Mitchell WHWD

From Fine Art Wiki

These descriptions are of three works that are pieces of a whole; they’re intended to be seen together, in one room.

For some reason I have chosen to write in the third person female.

1. Green Car

The first object she noticed in the room was what appeared to be a small green car. The scale was a great deal smaller than actual size but not small enough to be a model car. It was about a meter long and half a meter tall. The structure was made of cardboard with the outside covered in a green fabric that was faded by the sun in some areas resulting in two distinct shades of green. The interior and seats were upholstered in brown wool with diagonal black stripes. It did not have any of the things that make a car a car, other than its form. It had no lights or engine or radio etc. It could not be driven from point A to point B.

She wasn’t exactly sure of the reason the car existed but she knew it had meaning, or maybe it existed in a gap between meanings. It was both something she recognized but she concluded it was only the shape that was familiar as car. The materials and function did not represent a car, as she knew it.

2. Green Wool Square with sandaled Foot

On the far wall about 10 feet from the green car, she saw a large green square painting. A closer look showed her it was a textured green piece of wool stretched over the top and bottom of a frame leaving the left and right edges or the from exposed. Covering those edges was brown packing tape. On either edge were small images cut out of the tape. The image on the left appeared abstract or she thought it might be the shape of a liver or kidney. In the image on the right edge she could barely recognize the possible shape of a figure. The object coming off the edge of the bottom right corner was a cushion in the shape and scale of a human foot. The foot cushion was wearing a leather sandal that she immediately associated with biblical times and journeys across the desert that she would have seen in films.

This work gave her the sense of someone or something being lost. She also sees the images being on the border between figure and abstraction, maybe it’s the figure that’s lost in abstraction. One image or shape can be interpreted in many ways or holds many identities depending on the viewer. The work can easily shift between figure, thing, and abstraction.


3. Drawing

The third work in the room was a drawing on the left wall facing the green square. The drawing was made of blue and ochre felt tip pen on mauve colored paper 8 x 10 inches. The image was a sort of blob like shape or two blobby shapes intersected by a vein like shape joining the two blobs. This also reminded her of an internal organ of sorts but she wasn’t sure. Inside the left blob was another from that resembled an exaggerated R shape but also somehow felt figurative, like a figure performing some kind of complicated yoga move. Now the blobs became more like a liver contorting during the movement of a body.

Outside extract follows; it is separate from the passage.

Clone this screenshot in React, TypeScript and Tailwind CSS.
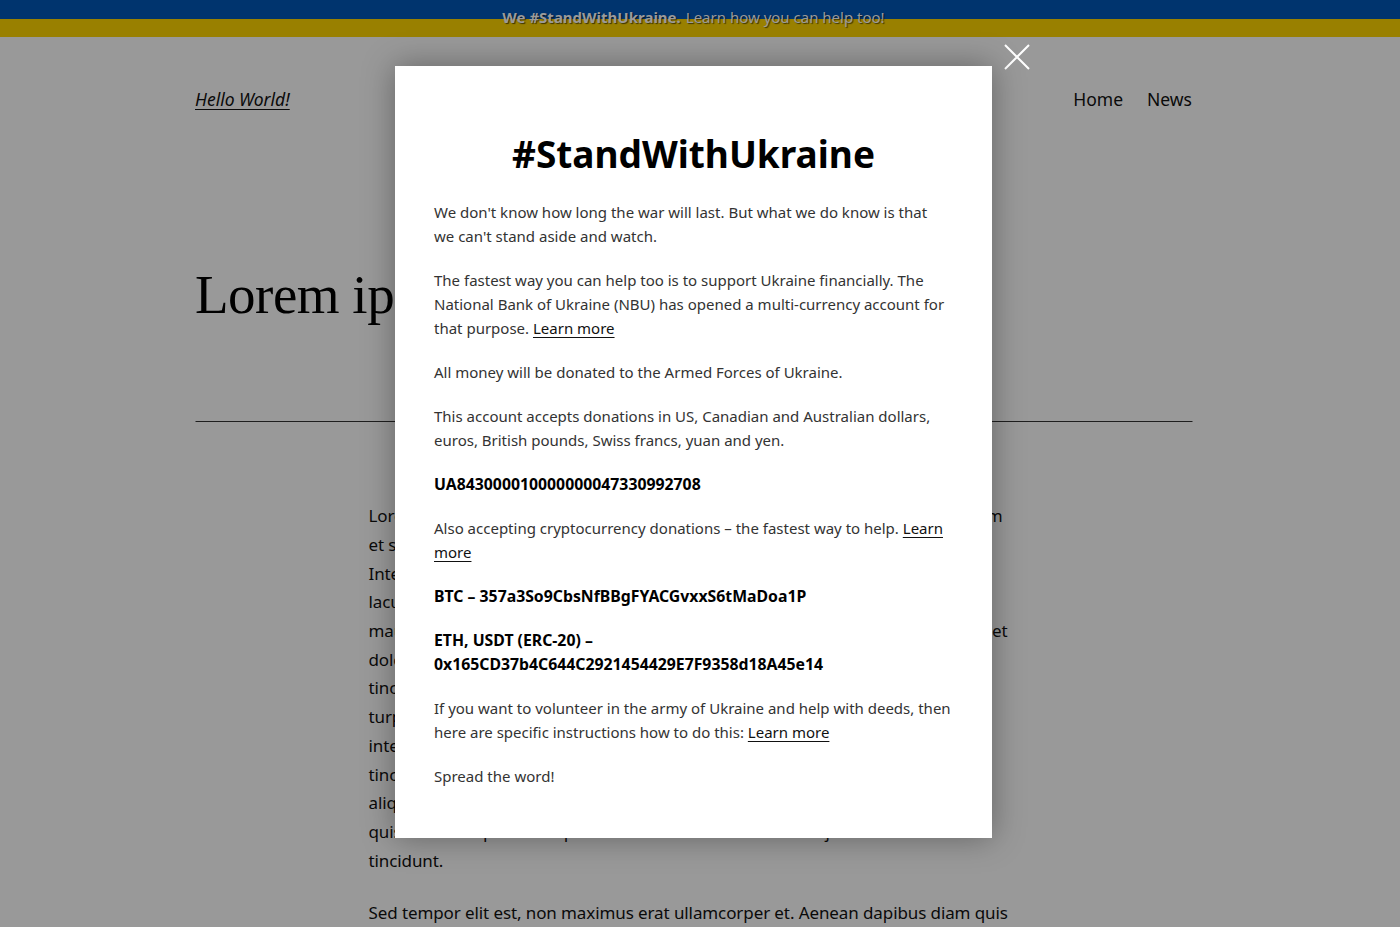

In relationship to the other works in the room she began to see more clearly the pattern of the abstracted figure or a figure lost within itself. She thought about representations of a figure and what parts we might not recognize as ourselves. A hand for instance she would recognize immediately as a figure but she is less familiar with the shape of a liver even though it is much more vital to her existence than her hand. She thought about her shape and all the smaller shapes that make up her figure and at what point or what distance they become her or recognizable to her. Especially when thinking about her insides, her body is completely abstract to her.